Surface Acoustic Wave (SAW) based Microfluidics for Particle and Droplet Manipulation

Acoustics has emerged as one of the most promising non-invasive techniques for particle and droplet manipulation in microfluidics. Surface acoustic wave (SAW) based microfluidic devices are developed to manipulate micron-sized particles and discrete droplets. When solid particles are immersed in a standing SAW, the resulting acoustic radiation force acting on the particles can drive the particles into the pressure node, resulting in particle focusing phenomenon. The amplitude of the acoustic radiation force highly depends on the particle properties, leading to different acoustic responses for different types of particles. Separation of two types of fluorescent particles is demonstrated using the developed SAW-based microfluidic device. Numerical simulations are performed to study the generation of the standing SAW and the particle separation which is in good agreement with the experimental results.
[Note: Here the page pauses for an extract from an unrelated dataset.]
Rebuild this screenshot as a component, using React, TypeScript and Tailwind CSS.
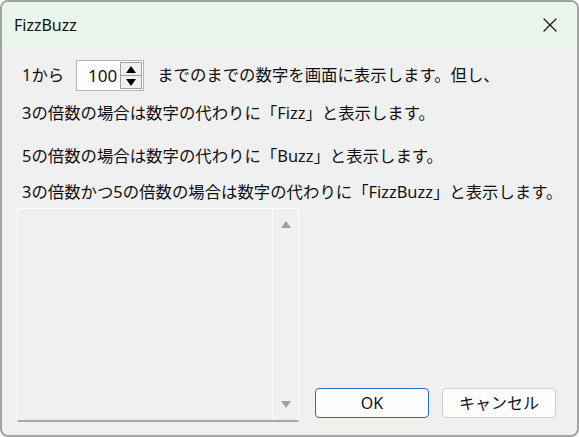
import { X } from 'lucide-react'

const font = { fontFamily: '"Noto Sans", "Noto Sans CJK JP", sans-serif' }

function Tri({ down }: { down?: boolean }) {
  return (
    <svg width="10" height="7" viewBox="0 0 10 7" className="block">
      <polygon points={down ? '0,0 10,0 5,7' : '5,0 10,7 0,7'} fill="currentColor" />
    </svg>
  )
}

export default function App() {
  return (
    <div
      className="flex h-[437px] w-[579px] flex-col overflow-hidden rounded-[8px] border-2 border-[#a3a3a3] bg-[#f0f0f0] text-[#111]"
      style={font}
    >
      <div className="flex h-[45px] shrink-0 items-center justify-between bg-[#eaf6ec] pl-[12px] pr-[15px]">
        <span className="text-[16px]">FizzBuzz</span>
        <X size={24} strokeWidth={1.3} className="text-[#1a1a1a]" />
      </div>

      <div className="flex flex-1 flex-col pl-[20px] text-[16.4px]">
        <div className="mt-[13px] flex h-[31px] items-center">
          <span>1から</span>
          <div className="ml-[12px] flex h-[31px] w-[68px] items-stretch border border-[#b4b4b4] bg-white">
            <span className="flex flex-1 items-center justify-end pr-[3px] text-[17px]">100</span>
            <div className="my-[1px] mr-[1px] flex w-[22px] flex-col border border-[#a0a0a0] bg-[#f0f0f0] text-black">
              <div className="flex flex-1 items-center justify-center border-b border-[#a0a0a0]">
                <Tri />
              </div>
              <div className="flex flex-1 items-center justify-center">
                <Tri down />
              </div>
            </div>
          </div>
          <span className="ml-[13px]">までのまでの数字を画面に表示します。但し、</span>
        </div>
        <p className="mt-[10px] leading-[24px]">3の倍数の場合は数字の代わりに「Fizz」と表示します。</p>
        <p className="mt-[19px] leading-[24px]">5の倍数の場合は数字の代わりに「Buzz」と表示します。</p>
        <p className="mt-[12px] leading-[24px]">3の倍数かつ5の倍数の場合は数字の代わりに「FizzBuzz」と表示します。</p>

        <div className="mt-[4px] flex items-end">
          <div className="-ml-[5px] flex h-[214px] w-[282px] border-x border-t border-b-2 border-x-white border-t-white border-b-[#a8a8a8]">
            <div className="flex-1" />
            <div className="flex w-[26px] flex-col items-center justify-between border-l border-white py-[12px] text-[#a0a0a0]">
              <Tri />
              <Tri down />
            </div>
          </div>
          <div className="mb-[4px] ml-[16px] flex gap-[13px] text-[16px]">
            <button className="h-[30px] w-[114px] rounded-[4px] border border-[#1f6fc0] bg-[#fdfdfd]">
              OK
            </button>
            <button className="h-[30px] w-[114px] rounded-[4px] border border-[#d0d0d0] bg-[#fdfdfd]">
              キャンセル
            </button>
          </div>
        </div>
      </div>
    </div>
  )
}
When a SAW propagates through a droplet in contact with the piezoelectric substrate, the SAW partially leaks into the droplet and exerts an acoustic streaming force in the droplet, which can move the droplet in the direction of SAW propagation. It is further found that a curved SAW transducer is able to focus SAW into a very narrow beam and in turn focus randomly distributed droplets into a specific target. It is demonstrated that focused SAWs can be more efficient than uniform SAWs for droplet actuation in microfluidics.